The one thing this recession is going to do is wake people like myself up to what the benefit system is actually about.

I've worked full time in continuous employment since I left school 25 (is it really that long!?) year ago. And I've been fortunate enough never to need to claim anything, I've just jogged along earning my money, paying my taxes, living my life.

And naively (as it turns out) I've paid those taxes in part in the belief that I'm contributing to the countries benefit system which is helping out those that need help, safe in the knowledge that there but for the grace of God go I. And that should I ever be in the unfortunate position of being unable to support myself, that very same benefit system will be my safety net should I need it.

Sure, I've had the odd rant in the past like everyone else about the benefit scroungers of society. It seems every other month the Daily Mail unearths another family of eight pulling in £30K a year worth of benefits and living in a five bedroom detached house all at the expense of Joe Taxpayer. and on a more personal level, I know of several people seemingly able to live life quite happily without a thought toward getting a job, nice little terraced house, secondhand car, treats for the kids and a modest holiday once a year. And that irks, but as is often said, that's the price we pay in this country for a safety net that keeps everyone afloat. The system is bound to be open to some abuse, that's just how it is.

Ok so, recession hits, the business I'm working in almost completely flat-lines, and after a year of sitting in my office staring out of the window and wondering how long they're going to continue to pay me for doing nothing I get my answer. They're not. I'm out. Fair enough, I can cope with that, honestly can't blame them. The business isn't there and only a major re-structure is going to save the company. Unfortunately I'm (along with many others) re-structured out the door.

I hit the ground running, my CVs are in the post like confetti, I'm all over the job sites, I'm on the phone, I'm Mr. Proactive, I've got history, I've got experience, I'll get another job and we'll keep the plates spinning.

No.

Two months and one deafening silence later and I've not had a single offer of an interview. The enormity of all those hours of BBC news broadcasts and reams of newsprint hit home. This is serious. And this isn't happening to somebody else, this is happening to me, now.

So thank god for the benefit system this country proudly boasts. Thank god for the safety net that has it's problems, but doesn't allow anyone to slip through, a cradle of support for those in dire need. And I am in dire need.

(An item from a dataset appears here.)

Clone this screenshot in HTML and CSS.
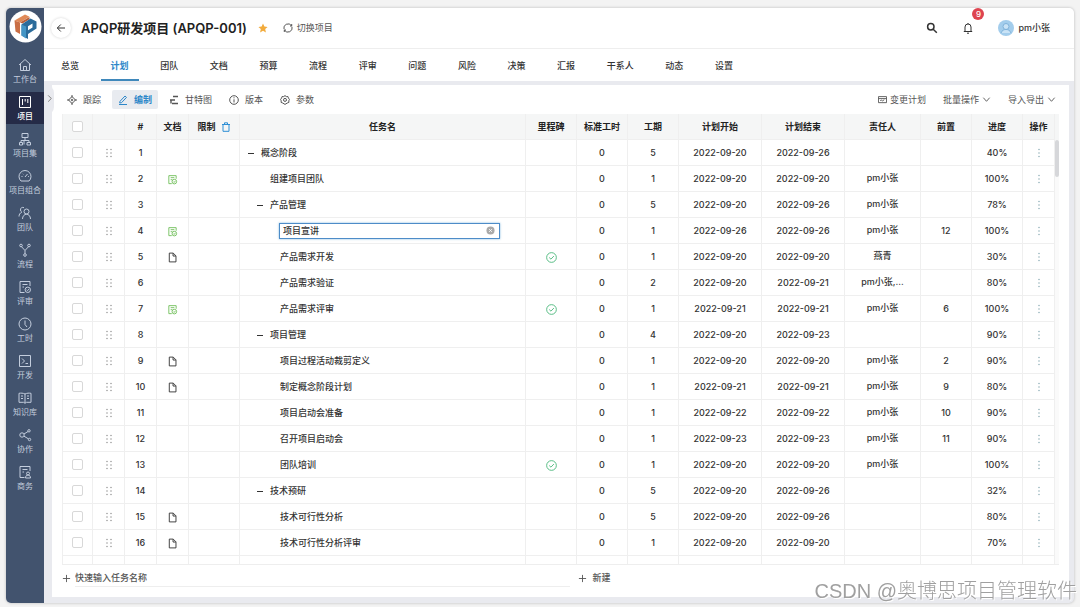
FILE: index.html
```html
<!DOCTYPE html>
<html lang="zh-CN">
<head>
<meta charset="utf-8">
<meta name="viewport" content="width=device-width, initial-scale=1">
<title>APQP研发项目 (APQP-001)</title>
<link rel="stylesheet" href="styles.css">
</head>
<body>
<svg class="sprite" aria-hidden="true">
  <symbol id="i-doc" viewBox="0 0 12 12"><path d="M2.500 1.200h4.300l3 3v6.600H2.500zM6.600 1.400v3h3"/></symbol>
  <symbol id="i-docok" viewBox="0 0 12 12"><path d="M10 5.200V1.800H2v8.700h3.200M4 4h4M4 6.200h1.800"/><circle cx="8" cy="8.300" r="2.500"/><path d="M6.900 8.300l.9.9 1.400-1.600"/></symbol>
  <symbol id="i-ok" viewBox="0 0 12 12"><circle cx="6" cy="6" r="5.300"/><path d="M3.500 6l1.900 1.800 3.200-3.400"/></symbol>
  <symbol id="i-down" viewBox="0 0 10 10"><path d="M1.500 3L5 7l3.500-4"/></symbol>
</svg>
<div class="app">
  <aside class="sidebar">
    <a class="logo" href="#" aria-label="首页">
      <svg viewBox="0 0 33 33"><circle cx="16.500" cy="16.500" r="16" fill="#fff"/><path d="M5.500 10.500L16 4.500l4.500 2.200-9.500 5.800z" fill="#e08a58"/><path d="M5.500 10.500l5.500 2V24l-4.500-2.500z" fill="#c96f45"/><path d="M11 12.500L20.500 7v2.200l-7 4.300z" fill="#b85f3a"/><path d="M12.500 14.500l9-6 6 3v7l-8.500 5.500v5l-6.500-3.500z" fill="#2c6c9b"/><path d="M12.500 14.500l4.500 2v12l-4.500-3z" fill="#4496c6"/><path d="M19 16.200l4.500-2.800v4L19 20.200z" fill="#fff"/></svg>
    </a>
    <nav class="menu" aria-label="主导航">
      <a href="#"><svg viewBox="0 0 14 14"><path d="M1 7l6-5.500L13 7M2.500 6v6.500h9V6M5.500 12.500V8.500h3v4"/></svg>工作台</a>
      <a href="#" class="active"><svg viewBox="0 0 14 14"><path d="M1.500 1.500h11v11h-11zM4.500 4v6M7.200 4v2.500M9.800 4v4"/></svg>项目</a>
      <a href="#"><svg viewBox="0 0 14 14"><path d="M4 1.500h6v4H4zM7 5.500v3M3 10.500v-2h8v2M1.500 10.500h3v2.500h-3zM6 8.500v4M9 10.500h3.500V13H9z"/></svg>项目集</a>
      <a href="#"><svg viewBox="0 0 14 14"><path d="M3 12a6 6 0 1 1 8 0zM7 8l2.500-3M3.500 7.500h1M4.800 4.800l.5.5M10 7.500h.8"/></svg>项目组合</a>
      <a href="#"><svg viewBox="0 0 14 14"><circle cx="8.500" cy="5.500" r="2.500"/><path d="M4.500 13c0-3 2-4.800 4-4.800s4 1.800 4 4.800M6 1.700C4 .8 2.300 2 2.500 4c0 1 .5 1.700 1.300 2.200C2 7 1 8.500 1 10.500"/></svg>团队</a>
      <a href="#"><svg viewBox="0 0 14 14"><circle cx="3" cy="2.500" r="1.300"/><circle cx="11" cy="2.500" r="1.300"/><circle cx="7" cy="12" r="1.300"/><path d="M3.500 3.700L7 7.500l3.500-3.800M7 7.500v3.200"/></svg>流程</a>
      <a href="#"><svg viewBox="0 0 14 14"><path d="M12 6V1.500H2v11h4.500M4.500 4.500h5M4.500 7H6"/><circle cx="9.800" cy="9.800" r="2.700"/><path d="M8.600 9.800l.9.900 1.600-1.700"/></svg>评审</a>
      <a href="#"><svg viewBox="0 0 14 14"><circle cx="7" cy="7" r="6"/><path d="M7 3.500V7.500l2 2.500"/></svg>工时</a>
      <a href="#"><svg viewBox="0 0 14 14"><path d="M1.500 1.500h11v11h-11zM4 4.500L6.500 7 4 9.500M7.500 9.500H10"/></svg>开发</a>
      <a href="#"><svg viewBox="0 0 14 14"><path d="M7 3C5 2 3 2 1 2.300v9h4.500L7 12.300l1.500-1H13v-9C11 2 9 2 7 3v9M3 5h2M3 7.500h2M9 5h2M9 7.500h2"/></svg>知识库</a>
      <a href="#"><svg viewBox="0 0 14 14"><circle cx="4" cy="7" r="2.200"/><circle cx="11" cy="2.800" r="1.200"/><circle cx="11.500" cy="11.500" r="1.200"/><path d="M6 6l4-2.500M6 8.200l4.500 2.700"/></svg>协作</a>
      <a href="#"><svg viewBox="0 0 14 14"><path d="M12 6V1.500H2v11h4.500M4.500 4.500h5M4.500 7H6"/><circle cx="10" cy="8.500" r="1.500"/><path d="M7.500 13c0-1.800 1-3 2.500-3s2.500 1.200 2.500 3z"/></svg>商务</a>
    </nav>
  </aside>
  <main class="main">
    <header class="topbar">
      <button class="back" aria-label="返回"><svg viewBox="0 0 10 10"><path d="M9 5H1.500M4.800 1.500L1.300 5l3.500 3.500"/></svg></button>
      <h1>APQP研发项目 (APQP-001)</h1>
      <svg class="star" viewBox="0 0 10 10"><path d="M5 .5l1.400 3 3.200.4-2.400 2.200.7 3.300L5 7.800 2.100 9.400l.7-3.300L.4 3.900l3.200-.4z"/></svg>
      <button class="switch"><svg viewBox="0 0 10 10"><path d="M1 6.200A4.200 4.200 0 0 1 8.500 2.700M9 3.800A4.200 4.200 0 0 1 1.500 7.300M8.700 1v2H7M1.300 9V7H3"/></svg>切换项目</button>
      <div class="user">
        <button aria-label="搜索"><svg class="icon-lg search" viewBox="0 0 12 12"><circle cx="4.800" cy="4.800" r="3.200"/><path d="M7.200 7.200L10.800 10.800"/></svg></button>
        <button class="bell" aria-label="通知"><svg class="icon-lg" viewBox="0 0 12 12"><path d="M1.800 9.500h8.400M3 9.500V5a3 3 0 0 1 6 0v4.500M5 11.200h2M6 1v1"/></svg><span class="badge">9</span></button>
        <a class="account" href="#"><svg viewBox="0 0 16 16"><circle cx="8" cy="8" r="8" fill="#a3cdec" stroke="none"/><circle cx="8" cy="6.500" r="3" fill="#c9e3f6" stroke="#7fb2da"/><path d="M3 13c1-2.800 3-3.500 5-3.500s4 .7 5 3.500" fill="#c9e3f6" stroke="#7fb2da"/></svg>pm小张</a>
      </div>
    </header>
    <nav class="tabs" aria-label="项目导航">
      <div class="tab-list">
        <a href="#">总览</a><a href="#" class="active">计划</a><a href="#">团队</a><a href="#">文档</a><a href="#">预算</a><a href="#">流程</a><a href="#">评审</a><a href="#">问题</a><a href="#">风险</a><a href="#">决策</a><a href="#">汇报</a><a href="#">干系人</a><a href="#">动态</a><a href="#">设置</a>
      </div>
    </nav>
    <section class="panel">
      <button class="handle" aria-label="展开"><svg viewBox="0 0 10 10"><path d="M3.500 1.500L7 5 3.500 8.500"/></svg></button>
      <div class="toolbar">
        <button><svg viewBox="0 0 10 10"><path d="M5 1.500L8.500 5 5 8.500 1.500 5zM5 0v2.500M5 7.500V10M0 5h2.500M7.500 5H10"/><circle cx="5" cy="5" r=".8"/></svg>跟踪</button>
        <button class="active"><svg viewBox="0 0 10 10"><path d="M2 6.300L7 1l1.500 1.400-5 5.300L1.700 8zM1 9.500h8"/></svg>编制</button>
        <button><svg viewBox="0 0 10 10"><path d="M4 1.500h5M1 5h5M3 8.500h6M2 5v3.500" stroke-width="1.400"/></svg>甘特图</button>
        <button><svg viewBox="0 0 10 10"><circle cx="5" cy="5" r="4.300"/><path d="M5 4.300v3.200M5 2.300v1"/></svg>版本</button>
        <button><svg viewBox="0 0 10 10"><path d="M5 .6l1.300 1 1.600-.1.500 1.600 1.100 1.200-.7 1.500.1 1.600-1.600.6L5 9.400 2.700 8l-1.600-.6.1-1.600L.5 4.300l1.100-1.200.5-1.600 1.600.1z"/><circle cx="5" cy="4.900" r="1.500"/></svg>参数</button>
        <div class="toolbar-right">
          <button><svg viewBox="0 0 10 10"><path d="M.5 1.800h9v6.700h-9zM.5 4h9M2.500 6.500l1-1 1.500 1 2-1.200"/></svg>变更计划</button>
          <button>批量操作<svg><use href="#i-down"/></svg></button>
          <button>导入导出<svg><use href="#i-down"/></svg></button>
        </div>
      </div>
      <div class="grid">
        <table>
          <colgroup><col class="w-xs"><col class="w-sm"><col class="w-sm"><col class="w-sm"><col class="w-md"><col><col class="w-md"><col class="w-md"><col class="w-md"><col class="w-lg"><col class="w-lg"><col class="w-owner"><col class="w-md"><col class="w-md"><col class="w-sm"></colgroup>
          <thead>
            <tr>
              <th><input type="checkbox" aria-label="全选"></th><th></th><th>#</th><th>文档</th>
              <th class="limit">限制<svg viewBox="0 0 10 10"><path d="M1 2.500h8M2 2.500v6.800h6V2.500M3.500 2.300V.8h3v1.500"/></svg></th>
              <th>任务名</th><th>里程碑</th><th>标准工时</th><th>工期</th><th>计划开始</th><th>计划结束</th><th>责任人</th><th>前置</th><th>进度</th><th>操作</th>
            </tr>
          </thead>
          <tbody id="rows"></tbody>
        </table>
        <div class="track"><div class="thumb"></div></div>
      </div>
      <div class="quick">
        <label class="quick-field"><svg viewBox="0 0 10 10"><path d="M5 1v8M1 5h8"/></svg><input type="text" placeholder="快速输入任务名称" aria-label="快速输入任务名称"></label>
        <button><svg viewBox="0 0 10 10"><path d="M5 1v8M1 5h8"/></svg>新建</button>
      </div>
    </section>
  </main>
</div>
<div class="watermark">CSDN @奥博思项目管理软件</div>
<script src="script.js"></script>
</body>
</html>
```
FILE: styles.css
```css
* { box-sizing: border-box; }

body {
  margin: 0;
  min-height: 100vh;
  padding: 8px 6px 4px;
  display: flex;
  background: #f3f3f3;
  color: #333;
  font: 500 9px/14px Inter, "Noto Sans CJK SC", sans-serif;
}

a { color: inherit; text-decoration: none; }

button {
  margin: 0;
  padding: 0;
  border: 0;
  background: none;
  color: inherit;
  font: inherit;
  cursor: pointer;
}

svg {
  flex: none;
  width: 10px;
  height: 10px;
  fill: none;
  stroke: currentColor;
  stroke-width: 1;
}

.sprite { position: absolute; width: 0; height: 0; }

.app {
  flex: 1;
  min-width: 0;
  display: flex;
  background: #e9eaef;
  border-radius: 5px;
  overflow: hidden;
  box-shadow: 0 0 3px rgba(0, 0, 0, 0.25);
}

/* Sidebar */
.sidebar {
  flex: none;
  width: 38px;
  background: #42536e;
  color: #c3cddd;
}

.logo { display: flex; justify-content: center; padding: 2px 0 12px; }
.logo svg { width: 33px; height: 33px; stroke: none; }

.menu { display: flex; flex-direction: column; gap: 5px; }

.menu a {
  display: flex;
  flex-direction: column;
  align-items: center;
  gap: 2px;
  padding: 3px 0;
  font-size: 8px;
  line-height: 10px;
  font-weight: 400;
  white-space: nowrap;
}

.menu svg { width: 14px; height: 14px; }
.menu .active { background: #252b47; color: #fff; font-weight: 500; }

/* Header */
.main { flex: 1; min-width: 0; display: flex; flex-direction: column; }

.topbar {
  display: flex;
  align-items: center;
  height: 41px;
  padding: 0 24px 0 7px;
  background: #fff;
  border-bottom: 1px solid #eee;
}

.back {
  display: grid;
  place-items: center;
  width: 20px;
  height: 20px;
  border-radius: 50%;
  box-shadow: 0 0 3px rgba(0, 0, 0, 0.18);
}

h1 { margin: 0 11px 0 10px; font-size: 13px; line-height: 20px; font-weight: 600; color: #222; }
.star { fill: #f2ab3c; stroke: none; }
.switch { display: flex; align-items: center; gap: 4px; margin-left: 15px; color: #555; font-weight: 400; }

.user { display: flex; align-items: center; gap: 24px; margin-left: auto; }
.user button { display: flex; }
.icon-lg { width: 12px; height: 12px; }
.search { stroke-width: 1.5; }
.bell { position: relative; }

.badge {
  position: absolute;
  top: -14px;
  left: 10px;
  width: 12px;
  height: 12px;
  border-radius: 50%;
  background: #de4450;
  color: #fff;
  font-size: 8px;
  line-height: 12px;
}

.account { display: flex; align-items: center; gap: 4px; }
.account svg { width: 16px; height: 16px; }

/* Tabs */
.tabs { padding: 0 7px; background: #fff; }
.tab-list { display: flex; justify-content: space-between; max-width: 692px; }
.tab-list a { padding: 10px 10px 6px; border-bottom: 2px solid transparent; }
.tab-list .active { color: #2d87c9; border-color: #3f88bb; font-weight: 600; }

/* Plan panel */
.panel {
  position: relative;
  flex: 1;
  display: flex;
  flex-direction: column;
  margin: 4px 5px 6px 8px;
  padding: 0 10px;
  background: #fff;
}

.handle {
  position: absolute;
  top: 0;
  left: -8px;
  width: 10px;
  height: 30px;
  padding-left: 1px;
  border-radius: 0 8px 8px 0;
  background: #e9eaef;
  color: #777;
}

.handle svg { width: 9px; height: 9px; }

.toolbar {
  display: flex;
  gap: 5px;
  margin: 5px -3px 5px -1px;
  color: #555;
}

.toolbar button {
  display: flex;
  align-items: center;
  gap: 6px;
  height: 19px;
  padding: 0 6px;
  border-radius: 2px;
  font-weight: 400;
  white-space: nowrap;
}

.toolbar .active { background: #e8ebf0; color: #2d87c9; font-weight: 600; }
.toolbar-right { display: flex; gap: 5px; margin-left: auto; }
.toolbar-right button { gap: 3px; }
.toolbar-right svg { width: 9px; height: 9px; }

.grid { display: flex; border-bottom: 1px solid #eee; }

table {
  flex: 1;
  min-width: 0;
  table-layout: fixed;
  border-collapse: separate;
  border-spacing: 0;
}

.w-xs { width: 31px; }
.w-sm { width: 32px; }
.w-md { width: 51px; }
.w-lg { width: 83px; }
.w-owner { width: 76px; }

th, td {
  height: 26px;
  padding: 0;
  border: solid #efefef;
  border-width: 0 1px 1px 0;
  text-align: center;
  vertical-align: middle;
  white-space: nowrap;
}

th:first-child, td:first-child { border-left-width: 1px; }
th { background: #f5f6f6; font-weight: 600; color: #222; }
th svg, td svg { vertical-align: middle; }
.limit svg { margin-left: 5px; color: #2d8fd5; }
.rest td { height: 8px; border-bottom: 0; }
td.owner { padding-bottom: 2px; }

input[type="checkbox"] {
  appearance: none;
  display: block;
  width: 11px;
  height: 11px;
  margin: 0 auto;
  border: 1px solid #d8d8d8;
  border-radius: 2px;
  background: #fff;
}

.drag, .more { color: #888; fill: currentColor; stroke: none; }
.more { color: #7fa3ad; }
.doc { width: 11px; height: 11px; color: #333; }
.doc-ok { width: 11px; height: 11px; color: #72bf5c; }
.ok { width: 11px; height: 11px; color: #4cb87c; }

.name { display: flex; align-items: center; gap: 6px; height: 25px; padding-left: 7px; }
.name.level-1 { padding-left: 16px; }
.name.level-2 { padding-left: 40px; }
.name.leaf-1 { padding-left: 30px; }
.name svg { width: 8px; height: 8px; }
.name button { display: flex; }

.edit {
  flex: 1;
  display: flex;
  align-items: center;
  height: 16px;
  margin: 0 25px 0 -1px;
  padding: 0 4px 0 3px;
  border: 1px solid #4d8cc8;
  box-shadow: 0 0 2px rgba(45, 135, 201, 0.6);
}

.edit input {
  flex: 1;
  min-width: 0;
  padding: 0;
  border: 0;
  outline: 0;
  background: none;
  color: inherit;
  font: inherit;
}

.edit svg { width: 9px; height: 9px; }

.track { width: 4px; padding-top: 26px; background: linear-gradient(#f5f6f6 26px, #fafafa 26px); }
.thumb { height: 37px; border-radius: 2px; background: #d6d7da; }

/* Quick add */
.quick { display: flex; align-items: center; gap: 8px; padding: 4px 0 10px; color: #555; }
.quick-field { flex: 0 0 51%; display: flex; align-items: center; gap: 4px; }
.quick svg { width: 9px; height: 9px; }

.quick input {
  flex: 1;
  min-width: 0;
  height: 18px;
  padding: 0;
  border: 0;
  border-bottom: 1px solid #eee;
  outline: 0;
  font: inherit;
}

.quick input::placeholder { color: #555; opacity: 1; }
.quick button { display: flex; align-items: center; gap: 5px; }

.watermark {
  position: fixed;
  right: 3px;
  bottom: 2px;
  color: #a0a0a0;
  font: 300 20px/28px "Liberation Sans", "Noto Sans CJK SC", sans-serif;
  text-shadow: 1px 1px 0 #fff;
  pointer-events: none;
}
```
FILE: script.js
```js
// [level, group?, name, document, milestone, duration, start, end, owner, predecessor, progress]
const tasks = [
  [0, true, "概念阶段", "", false, 5, "09-20", "09-26", "", "", 40],
  [1, false, "组建项目团队", "ok", false, 1, "09-20", "09-20", "pm小张", "", 100],
  [1, true, "产品管理", "", false, 5, "09-20", "09-26", "pm小张", "", 78],
  [2, false, "项目宣讲", "ok", false, 1, "09-26", "09-26", "pm小张", "12", 100],
  [2, false, "产品需求开发", "doc", true, 1, "09-20", "09-20", "燕青", "", 30],
  [2, false, "产品需求验证", "", false, 2, "09-20", "09-21", "pm小张,...", "", 80],
  [2, false, "产品需求评审", "ok", true, 1, "09-21", "09-21", "pm小张", "6", 100],
  [1, true, "项目管理", "", false, 4, "09-20", "09-23", "", "", 90],
  [2, false, "项目过程活动裁剪定义", "doc", false, 1, "09-20", "09-20", "pm小张", "2", 90],
  [2, false, "制定概念阶段计划", "doc", false, 1, "09-21", "09-21", "pm小张", "9", 80],
  [2, false, "项目启动会准备", "", false, 1, "09-22", "09-22", "pm小张", "10", 90],
  [2, false, "召开项目启动会", "", false, 1, "09-23", "09-23", "pm小张", "11", 90],
  [2, false, "团队培训", "", true, 1, "09-20", "09-20", "pm小张", "", 100],
  [1, true, "技术预研", "", false, 5, "09-20", "09-26", "", "", 32],
  [2, false, "技术可行性分析", "doc", false, 5, "09-20", "09-26", "", "", 80],
  [2, false, "技术可行性分析评审", "doc", false, 1, "09-20", "09-20", "", "", 70],
];
const editing = 4;

const dots = (xs) => xs.map((x) => [1.5, 5, 8.5].map((y) => `<circle cx="${x}" cy="${y}" r=".7"/>`).join("")).join("");
const drag = `<svg class="drag" viewBox="0 0 10 10">${dots([3, 7])}</svg>`;
const more = `<svg class="more" viewBox="0 0 10 10">${dots([5])}</svg>`;
const docs = {
  "": "",
  doc: '<svg class="doc"><use href="#i-doc"/></svg>',
  ok: '<svg class="doc-ok"><use href="#i-docok"/></svg>',
};
const fold = '<button aria-label="收起"><svg viewBox="0 0 8 8"><path d="M1 4.500h6"/></svg></button>';
const clear = '<button aria-label="清除"><svg viewBox="0 0 10 10"><circle cx="5" cy="5" r="4.500" fill="#aaa" stroke="none"/><path d="M3.500 3.500l3 3M6.500 3.500l-3 3" stroke="#fff"/></svg></button>';

function nameCell(level, group, name, n) {
  if (n === editing) {
    return `<div class="name level-2"><div class="edit"><input type="text" value="${name}" aria-label="任务名">${clear}</div></div>`;
  }
  const kind = group ? `level-${level}` : level === 1 ? "leaf-1" : "level-2";
  return `<div class="name ${kind}">${group ? fold : ""}<span>${name}</span></div>`;
}

document.getElementById("rows").innerHTML = tasks.map((t, i) => {
  const [level, group, name, doc, milestone, days, start, end, owner, prev, progress] = t;
  const n = i + 1;
  return `<tr>
    <td><input type="checkbox" aria-label="选择任务 ${n}"></td><td>${drag}</td><td>${n}</td>
    <td>${docs[doc]}</td><td></td><td>${nameCell(level, group, name, n)}</td>
    <td>${milestone ? '<svg class="ok"><use href="#i-ok"/></svg>' : ""}</td>
    <td>0</td><td>${days}</td><td>2022-${start}</td><td>2022-${end}</td>
    <td class="owner">${owner}</td><td>${prev}</td><td>${progress}%</td><td>${more}</td>
  </tr>`;
}).join("") + `<tr class="rest">${"<td></td>".repeat(15)}</tr>`;
```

So I find myself on the phone and I find myself in the job centre and I find myself answering question after question and I'm signed on.

And what do I get? £64-30/week. That's less than £3.5K a year. That's £279 a month. I can also claim help with my council tax. And that, I'm told, is it.

And for that I have to trot down to the job centre once a fortnight with my homework for marking. What jobs have I applied for? Who've I phoned? Where've I looked? After all, they don't want me putting my feet up and retiring on this bountiful income do they?

So what happened to this safety net? What, in fact, am I supposed to live on? Ok I'm fortunate, I've got a small amount of savings. But what if the roof falls off tomorrow and the builder tells me it's going to cost all of that to fix it? What, actually, will I live on then? I live very modestly but the JSA barely covers the bills. I can't actually therefore afford to eat. Pretty basic stuff I'd have thought.

So, like many others, I find myself questioning.

Why is this "safety net" failing a hard working tax paying single man? What were all those tens of thousands of pounds I've put into the system for?

And how is the single girl I know who's been living on benefits as long as I've known her (several years) able to afford to run a car and has just bought a pair of £130 Nike trainers for her sons birthday? I can't afford to eat on my benefits!

There is something very messed up with this system. And I think that as this recession bites deeper and deeper and people like myself suddenly become face to face with a reality they thought would never affect them, there's going to be a sharp learning curve as to what the benefit system actually is and a lot of people like myself are going to have the benefit system brought into sharp focus.

And what they (we) will see is that it's not a safety net at all. It won't save you when you need it, it won't provide temporary support at all, it just doesn't work that way. But yet it does at the same time allow many many people to live quite happily for years carving out a reasonable standard of living from it.

Something here is very very wrong.

And it desperately needs to change.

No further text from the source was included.